▶ Exercise description: Find each line containing the string "TypeScript". Copy it.

▶ Records for this exercise:
━━━━

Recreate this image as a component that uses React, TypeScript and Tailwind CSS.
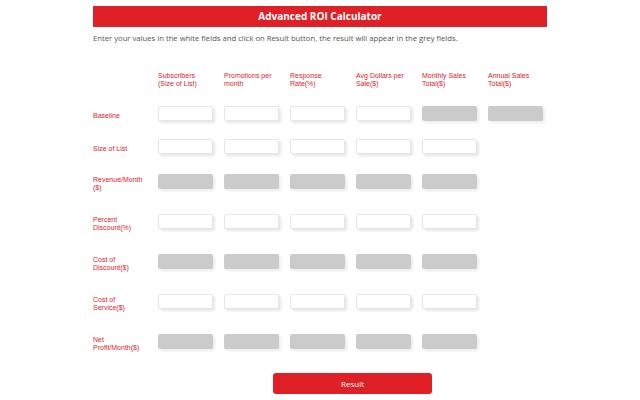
import React from 'react';

type Cell = 'w' | 'g' | null;

interface Row {
  label: string;
  mt: string;
  cells: Cell[];
}

const columns = [
  'Subscribers (Size of List)',
  'Promotions per month',
  'Response Rate(%)',
  'Avg Dollars per Sale($)',
  'Monthly Sales Total($)',
  'Annual Sales Total($)',
];

const rows: Row[] = [
  { label: 'Baseline', mt: 'mt-[18px]', cells: ['w', 'w', 'w', 'w', 'g', 'g'] },
  { label: 'Size of List', mt: 'mt-[18px]', cells: ['w', 'w', 'w', 'w', 'w', null] },
  { label: 'Revenue/Month ($)', mt: 'mt-[20px]', cells: ['g', 'g', 'g', 'g', 'g', null] },
  { label: 'Percent Discount(%)', mt: 'mt-[25px]', cells: ['w', 'w', 'w', 'w', 'w', null] },
  { label: 'Cost of Discount($)', mt: 'mt-[25px]', cells: ['g', 'g', 'g', 'g', 'g', null] },
  { label: 'Cost of Service($)', mt: 'mt-[25px]', cells: ['w', 'w', 'w', 'w', 'w', null] },
  { label: 'Net Profit/Month($)', mt: 'mt-[25px]', cells: ['g', 'g', 'g', 'g', 'g', null] },
];

function Field({ kind }: { kind: Cell }) {
  if (!kind) return null;
  if (kind === 'g') {
    return <div className="w-[55px] h-[15px] rounded-[2px] bg-[#cbcbcb] shadow-[2px_2px_3px_rgba(0,0,0,0.08)]" />;
  }
  return (
    <input
      type="text"
      className="block w-[55px] h-[15px] rounded-[2px] bg-white border border-[#e6e6e6] shadow-[2px_2px_3px_rgba(0,0,0,0.1)] outline-none"
    />
  );
}

export default function App() {
  return (
    <div className="w-[640px] h-[400px] bg-white overflow-hidden pt-[6px]">
      <div className="mx-auto w-[454px]">
        <div
          className="h-[21px] bg-[#df2127] text-white text-[10px] font-bold flex items-center justify-center"
          style={{ fontFamily: '"Open Sans", sans-serif' }}
        >
          Advanced ROI Calculator
        </div>
        <p
          className="mt-[5px] text-[7.7px] leading-[12px] text-[#555]"
          style={{ fontFamily: '"Open Sans", sans-serif' }}
        >
          Enter your values in the white fields and click on Result button, the result will appear in the grey fields.
        </p>

        <div className="text-[7px] leading-[8px] text-[#e0222b]" style={{ fontFamily: '"Liberation Sans", Arial, sans-serif' }}>
          <div className="flex mt-[28px]">
            <div className="w-[65px] shrink-0" />
            {columns.map(c => (
              <div key={c} className="w-[66px] shrink-0 pr-[13px]">{c}</div>
            ))}
          </div>

          {rows.map(r => (
            <div key={r.label} className={`flex items-center h-[15px] ${r.mt}`}>
              <div className="w-[65px] shrink-0 pr-[10px] pt-[5px]">{r.label}</div>
              {r.cells.map((c, i) => (
                <div key={i} className="w-[66px] shrink-0">
                  <Field kind={c} />
                </div>
              ))}
            </div>
          ))}
        </div>

        <div className="flex mt-[24px]">
          <div className="w-[65px] shrink-0" />
          <div className="flex-1 flex justify-center">
            <button
              className="w-[159px] h-[21px] rounded-[3px] bg-[#df2127] text-white text-[8px]"
              style={{ fontFamily: '"Open Sans", sans-serif' }}
            >
              Result
            </button>
          </div>
        </div>
      </div>
    </div>
  );
}
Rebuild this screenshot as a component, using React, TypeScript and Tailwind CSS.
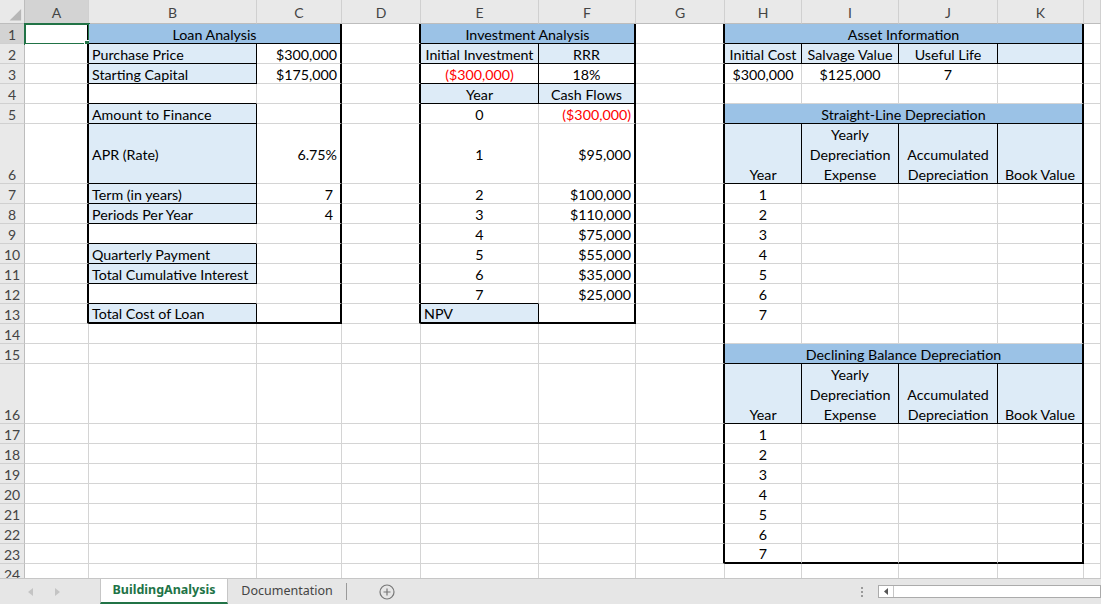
import React from "react";

type Edge = "grid" | "thin" | "thick";

type Cell = {
  text?: string;
  lines?: string[];
  span?: number;
  fill?: "band" | "label";
  align?: "left" | "center" | "right";
  red?: boolean;
  middle?: boolean;
  general?: boolean;
};

const COLS = ["A", "B", "C", "D", "E", "F", "G", "H", "I", "J", "K", ""];

const cells: Record<string, Cell> = {
  // loan analysis
  B1: { text: "Loan Analysis", span: 2, fill: "band", align: "center" },
  B2: { text: "Purchase Price", fill: "label" },
  C2: { text: "$300,000", align: "right" },
  B3: { text: "Starting Capital", fill: "label" },
  C3: { text: "$175,000", align: "right" },
  B5: { text: "Amount to Finance", fill: "label" },
  B6: { text: "APR (Rate)", fill: "label", middle: true },
  C6: { text: "6.75%", align: "right", middle: true },
  B7: { text: "Term (in years)", fill: "label" },
  C7: { text: "7", align: "right", general: true },
  B8: { text: "Periods Per Year", fill: "label" },
  C8: { text: "4", align: "right", general: true },
  B10: { text: "Quarterly Payment", fill: "label" },
  B11: { text: "Total Cumulative Interest", fill: "label" },
  B13: { text: "Total Cost of Loan", fill: "label" },

  // investment analysis
  E1: { text: "Investment Analysis", span: 2, fill: "band", align: "center" },
  E2: { text: "Initial Investment", fill: "label", align: "center" },
  F2: { text: "RRR", fill: "label", align: "center" },
  E3: { text: "($300,000)", align: "center", red: true },
  F3: { text: "18%", align: "center" },
  E4: { text: "Year", fill: "label", align: "center" },
  F4: { text: "Cash Flows", fill: "label", align: "center" },
  E5: { text: "0", align: "center" },
  F5: { text: "($300,000)", align: "right", red: true },
  E6: { text: "1", align: "center", middle: true },
  F6: { text: "$95,000", align: "right", middle: true },
  E7: { text: "2", align: "center" },
  F7: { text: "$100,000", align: "right" },
  E8: { text: "3", align: "center" },
  F8: { text: "$110,000", align: "right" },
  E9: { text: "4", align: "center" },
  F9: { text: "$75,000", align: "right" },
  E10: { text: "5", align: "center" },
  F10: { text: "$55,000", align: "right" },
  E11: { text: "6", align: "center" },
  F11: { text: "$35,000", align: "right" },
  E12: { text: "7", align: "center" },
  F12: { text: "$25,000", align: "right" },
  E13: { text: "NPV", fill: "label" },

  // asset information
  H1: { text: "Asset Information", span: 4, fill: "band", align: "center" },
  H2: { text: "Initial Cost", fill: "label", align: "center" },
  I2: { text: "Salvage Value", fill: "label", align: "center" },
  J2: { text: "Useful Life", fill: "label", align: "center" },
  K2: { fill: "label" },
  H3: { text: "$300,000", align: "center" },
  I3: { text: "$125,000", align: "center" },
  J3: { text: "7", align: "center" },
  H5: { text: "Straight-Line Depreciation", span: 4, fill: "band", align: "center" },
  H15: { text: "Declining Balance Depreciation", span: 4, fill: "band", align: "center" },
};

// the two depreciation tables share headers and year columns
[6, 16].forEach((r) => {
  cells[`H${r}`] = { text: "Year", fill: "label", align: "center" };
  cells[`I${r}`] = { lines: ["Yearly", "Depreciation", "Expense"], fill: "label" };
  cells[`J${r}`] = { lines: ["Accumulated", "Depreciation"], fill: "label" };
  cells[`K${r}`] = { text: "Book Value", fill: "label", align: "center" };
  for (let y = 1; y <= 7; y++) {
    cells[`H${r + y}`] = { text: String(y), align: "center" };
  }
});

function rightEdge(r: number, c: number): Edge {
  if (r <= 13 && [0, 2, 3, 5].includes(c)) return "thick";
  if (r <= 23 && (c === 6 || c === 10)) return "thick";
  if (c === 1 && [2, 3, 5, 6, 7, 8, 10, 11, 13].includes(r)) return "thin";
  if (c === 4 && [2, 3, 4, 13].includes(r)) return "thin";
  if (c >= 7 && c <= 9 && [2, 6, 16].includes(r)) return "thin";
  return "grid";
}

function bottomEdge(r: number, c: number): Edge {
  if (r === 13 && [1, 2, 4, 5].includes(c)) return "thick";
  if (r === 23 && c >= 7 && c <= 10) return "thick";
  if (c === 1 && r <= 12) return "thin";
  if ((c === 4 || c === 5) && r <= 4) return "thin";
  if (c === 4 && r === 12) return "thin";
  if (c >= 7 && c <= 10 && [1, 2, 5, 6, 15, 16].includes(r)) return "thin";
  return "grid";
}

const RIGHT: Record<Edge, string> = {
  grid: "border-r border-r-[#d4d4d4]",
  thin: "border-r border-r-black",
  thick: "border-r-2 border-r-black",
};

const BOTTOM: Record<Edge, string> = {
  grid: "border-b border-b-[#d4d4d4]",
  thin: "border-b border-b-black",
  thick: "border-b-2 border-b-black",
};

const JUSTIFY = { left: "justify-start", center: "justify-center", right: "justify-end" };

function SheetCell({ r, c, cell }: { r: number; c: number; cell?: Cell }) {
  const span = cell?.span ?? 1;
  const last = c + span - 1;
  const fill =
    cell?.fill === "band" ? "bg-[#9bc2e6]" : cell?.fill === "label" ? "bg-[#ddebf7]" : "bg-white";
  const spanCls = span === 4 ? "col-span-4" : span === 2 ? "col-span-2" : "";
  const edges = `${RIGHT[rightEdge(r, last)]} ${BOTTOM[bottomEdge(r, c)]}`;

  if (cell?.lines) {
    return (
      <div className={`flex flex-col items-center justify-end overflow-hidden leading-[20px] ${fill} ${edges}`}>
        <div className="flex translate-y-[2px] flex-col items-center">
          {cell.lines.map((l) => (
            <span key={l}>{l}</span>
          ))}
        </div>
      </div>
    );
  }

  const align = JUSTIFY[cell?.align ?? "left"];
  return (
    <div
      className={`relative flex whitespace-nowrap px-[3px] leading-[17px] ${spanCls} ${fill} ${edges} ${align} ${
        cell?.middle ? "items-center pt-[2px]" : "items-end"
      } ${cell?.red ? "text-[#ff0000]" : "text-black"} ${cell?.general ? "pr-[7px]" : ""}`}
    >
      {cell?.text}
      {r === 1 && c === 0 && (
        <>
          <div className="absolute -left-px -top-px h-[22px] w-[66px] border-2 border-[#217346]" />
          <div className="absolute -bottom-[3px] -right-[3px] h-[6px] w-[6px] border border-white bg-[#217346]" />
        </>
      )}
    </div>
  );
}

function Sheet() {
  const out: React.ReactNode[] = [];

  // column headers
  out.push(
    <div key="corner" className="flex items-end justify-end border-b border-r border-[#bdbdbd] bg-[#e9e9e9]">
      <svg width="25" height="23" viewBox="0 0 25 23">
        <polygon points="10,21 22,21 22,9" fill="#b7b7b7" />
      </svg>
    </div>
  );
  COLS.forEach((l, i) => {
    out.push(
      <div
        key={`h${i}`}
        className={`flex items-center justify-center border-b border-r border-b-[#bdbdbd] border-r-[#d0d0d0] pt-px text-[14px] text-[#444] ${
          i === 0 ? "bg-[#d3d3d3]" : "bg-[#e9e9e9]"
        }`}
      >
        {l}
      </div>
    );
  });

  for (let r = 1; r <= 24; r++) {
    out.push(
      <div
        key={`r${r}`}
        className={`flex items-end justify-center border-b border-r border-b-[#d0d0d0] border-r-[#bdbdbd] text-[14px] leading-[17px] text-[#444] ${
          r === 1 ? "bg-[#d3d3d3]" : "bg-[#e9e9e9]"
        }`}
      >
        {r}
      </div>
    );
    let skip = 0;
    for (let c = 0; c < COLS.length; c++) {
      if (skip > 0) {
        skip--;
        continue;
      }
      const ref = `${COLS[c]}${r}`;
      const cell = c < 11 ? cells[ref] : undefined;
      if (cell?.span) skip = cell.span - 1;
      out.push(<SheetCell key={`${r}-${c}`} r={r} c={c} cell={cell} />);
    }
  }

  return (
    <div className="h-[578px] overflow-hidden">
      <div className="grid grid-cols-[25px_64px_168px_85px_79px_118px_97px_89px_77px_97px_99px_86px_1fr] grid-rows-[24px_repeat(5,20px)_60px_repeat(9,20px)_60px_repeat(8,20px)] font-['Lato',sans-serif] text-[14.25px]">
        {out}
      </div>
    </div>
  );
}

function TabBar() {
  return (
    <div className="flex h-[26px] items-stretch border-t border-t-[#c6c6c6] bg-[#e6e6e6] font-['Noto_Sans',sans-serif] text-[12.5px]">
      <div className="flex w-[100px] items-center gap-[22px] pl-[28px] text-[#c0c0c0]">
        <svg width="5" height="8" viewBox="0 0 5 8">
          <polygon points="5,0 5,8 0,4" fill="#c4c4c4" />
        </svg>
        <svg width="5" height="8" viewBox="0 0 5 8">
          <polygon points="0,0 0,8 5,4" fill="#c4c4c4" />
        </svg>
      </div>
      <div className="flex w-[128px] items-center justify-center border-x border-x-[#c6c6c6] border-b-2 border-b-[#217346] bg-white font-bold text-[#217346]">
        BuildingAnalysis
      </div>
      <div className="flex w-[118px] items-center justify-center text-[#444]">Documentation</div>
      <div className="my-[4px] w-px bg-[#9a9a9a]" />
      <div className="flex w-[80px] items-center justify-center">
        <svg width="16" height="16" viewBox="0 0 16 16" fill="none" stroke="#777" strokeWidth="1.2">
          <circle cx="8" cy="8" r="7" />
          <path d="M8 4.5v7M4.5 8h7" />
        </svg>
      </div>
      <div className="flex-1" />
      <div className="flex w-[16px] flex-col items-center justify-center gap-[2px]">
        <span className="h-[2px] w-[2px] bg-[#9a9a9a]" />
        <span className="h-[2px] w-[2px] bg-[#9a9a9a]" />
        <span className="h-[2px] w-[2px] bg-[#9a9a9a]" />
      </div>
      <div className="my-[6px] ml-[8px] flex w-[223px] border border-[#ababab] bg-white">
        <div className="flex w-[15px] items-center justify-center border-r border-r-[#c6c6c6]">
          <svg width="4" height="7" viewBox="0 0 4 7">
            <polygon points="4,0 4,7 0,3.5" fill="#555" />
          </svg>
        </div>
      </div>
    </div>
  );
}

export default function App() {
  return (
    <div className="h-[604px] w-[1101px] overflow-hidden bg-white">
      <Sheet />
      <TabBar />
    </div>
  );
}
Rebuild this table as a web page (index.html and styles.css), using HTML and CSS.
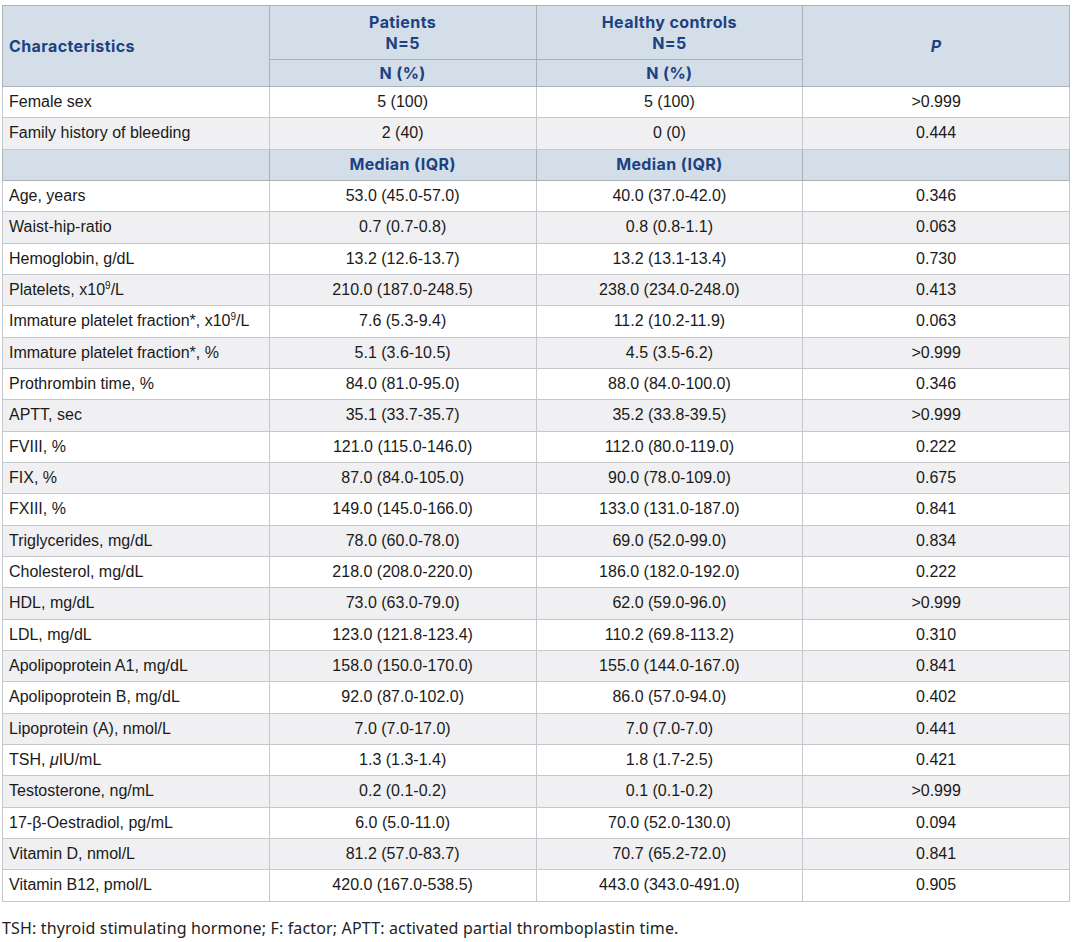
FILE: index.html
```html
<!DOCTYPE html>
<html>
<head>
<meta charset="utf-8">
<link rel="stylesheet" href="styles.css">
</head>
<body>
<div class="page">
<table class="data">
<colgroup><col class="c1"><col class="c2"><col class="c3"><col class="c4"></colgroup>
<thead>
<tr class="h1">
<th class="left" rowspan="2">Characteristics</th>
<th>Patients<br>N=5</th>
<th>Healthy controls<br>N=5</th>
<th rowspan="2"><i>P</i></th>
</tr>
<tr class="h2">
<th>N (%)</th>
<th>N (%)</th>
</tr>
</thead>
<tbody>
<tr><td class="left">Female sex</td><td>5 (100)</td><td>5 (100)</td><td>&gt;0.999</td></tr>
<tr><td class="left">Family history of bleeding</td><td>2 (40)</td><td>0 (0)</td><td>0.444</td></tr>
</tbody>
<tbody class="subhead">
<tr class="sub"><th></th><th>Median (IQR)</th><th>Median (IQR)</th><th></th></tr>
</tbody>
<tbody>
<tr><td class="left">Age, years</td><td>53.0 (45.0-57.0)</td><td>40.0 (37.0-42.0)</td><td>0.346</td></tr>
<tr><td class="left">Waist-hip-ratio</td><td>0.7 (0.7-0.8)</td><td>0.8 (0.8-1.1)</td><td>0.063</td></tr>
<tr><td class="left">Hemoglobin, g/dL</td><td>13.2 (12.6-13.7)</td><td>13.2 (13.1-13.4)</td><td>0.730</td></tr>
<tr><td class="left">Platelets, x10<sup>9</sup>/L</td><td>210.0 (187.0-248.5)</td><td>238.0 (234.0-248.0)</td><td>0.413</td></tr>
<tr><td class="left">Immature platelet fraction*, x10<sup>9</sup>/L</td><td>7.6 (5.3-9.4)</td><td>11.2 (10.2-11.9)</td><td>0.063</td></tr>
<tr><td class="left">Immature platelet fraction*, %</td><td>5.1 (3.6-10.5)</td><td>4.5 (3.5-6.2)</td><td>&gt;0.999</td></tr>
<tr><td class="left">Prothrombin time, %</td><td>84.0 (81.0-95.0)</td><td>88.0 (84.0-100.0)</td><td>0.346</td></tr>
<tr><td class="left">APTT, sec</td><td>35.1 (33.7-35.7)</td><td>35.2 (33.8-39.5)</td><td>&gt;0.999</td></tr>
<tr><td class="left">FVIII, %</td><td>121.0 (115.0-146.0)</td><td>112.0 (80.0-119.0)</td><td>0.222</td></tr>
<tr><td class="left">FIX, %</td><td>87.0 (84.0-105.0)</td><td>90.0 (78.0-109.0)</td><td>0.675</td></tr>
<tr><td class="left">FXIII, %</td><td>149.0 (145.0-166.0)</td><td>133.0 (131.0-187.0)</td><td>0.841</td></tr>
<tr><td class="left">Triglycerides, mg/dL</td><td>78.0 (60.0-78.0)</td><td>69.0 (52.0-99.0)</td><td>0.834</td></tr>
<tr><td class="left">Cholesterol, mg/dL</td><td>218.0 (208.0-220.0)</td><td>186.0 (182.0-192.0)</td><td>0.222</td></tr>
<tr><td class="left">HDL, mg/dL</td><td>73.0 (63.0-79.0)</td><td>62.0 (59.0-96.0)</td><td>&gt;0.999</td></tr>
<tr><td class="left">LDL, mg/dL</td><td>123.0 (121.8-123.4)</td><td>110.2 (69.8-113.2)</td><td>0.310</td></tr>
<tr><td class="left">Apolipoprotein A1, mg/dL</td><td>158.0 (150.0-170.0)</td><td>155.0 (144.0-167.0)</td><td>0.841</td></tr>
<tr><td class="left">Apolipoprotein B, mg/dL</td><td>92.0 (87.0-102.0)</td><td>86.0 (57.0-94.0)</td><td>0.402</td></tr>
<tr><td class="left">Lipoprotein (A), nmol/L</td><td>7.0 (7.0-17.0)</td><td>7.0 (7.0-7.0)</td><td>0.441</td></tr>
<tr><td class="left">TSH, <i>μ</i>IU/mL</td><td>1.3 (1.3-1.4)</td><td>1.8 (1.7-2.5)</td><td>0.421</td></tr>
<tr><td class="left">Testosterone, ng/mL</td><td>0.2 (0.1-0.2)</td><td>0.1 (0.1-0.2)</td><td>&gt;0.999</td></tr>
<tr><td class="left">17-β-Oestradiol, pg/mL</td><td>6.0 (5.0-11.0)</td><td>70.0 (52.0-130.0)</td><td>0.094</td></tr>
<tr><td class="left">Vitamin D, nmol/L</td><td>81.2 (57.0-83.7)</td><td>70.7 (65.2-72.0)</td><td>0.841</td></tr>
<tr><td class="left">Vitamin B12, pmol/L</td><td>420.0 (167.0-538.5)</td><td>443.0 (343.0-491.0)</td><td>0.905</td></tr>
</tbody>
</table>
<p class="note">TSH: thyroid stimulating hormone; F: factor; APTT: activated partial thromboplastin time.</p>
</div>
</body>
</html>
```
FILE: styles.css
```css
html, body {
  margin: 0;
  padding: 0;
  background: #ffffff;
}
.page {
  padding: 5px 0 0 2px;
}
.data {
  width: 1068px;
  border-collapse: collapse;
  table-layout: fixed;
  font-family: "Liberation Sans", Arial, sans-serif;
  font-size: 16px;
  color: #1a1a1a;
}
.data th, .data td {
  border: 1px solid #c6c8cb;
  padding: 0 6px;
  text-align: center;
  vertical-align: middle;
}
.data th {
  background: #d4dee8;
  color: #1b4283;
  font-family: Inter, "Open Sans", sans-serif;
  font-weight: 700;
  font-size: 16px;
  letter-spacing: 0.4px;
  line-height: 21px;
  border-color: #aab1b8;
}
.data .left { text-align: left; }
.data .h1 { height: 54px; }
.data .h2 { height: 27px; }
.data tbody tr { height: 31.33px; }
.data tbody tr:nth-child(even) td { background: #f0f0f2; }
.data sup {
  font-size: 10px;
  line-height: 0;
  vertical-align: 6px;
}
.note {
  margin: 15px 0 0 0;
  font-family: "Noto Sans", sans-serif;
  font-size: 16px;
  letter-spacing: 0.15px;
  color: #222;
}
```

━━━━

▶ Response:
Recreate this image as a component that uses React, TypeScript and Tailwind CSS.
Rebuild this screenshot as a component, using React, TypeScript and Tailwind CSS.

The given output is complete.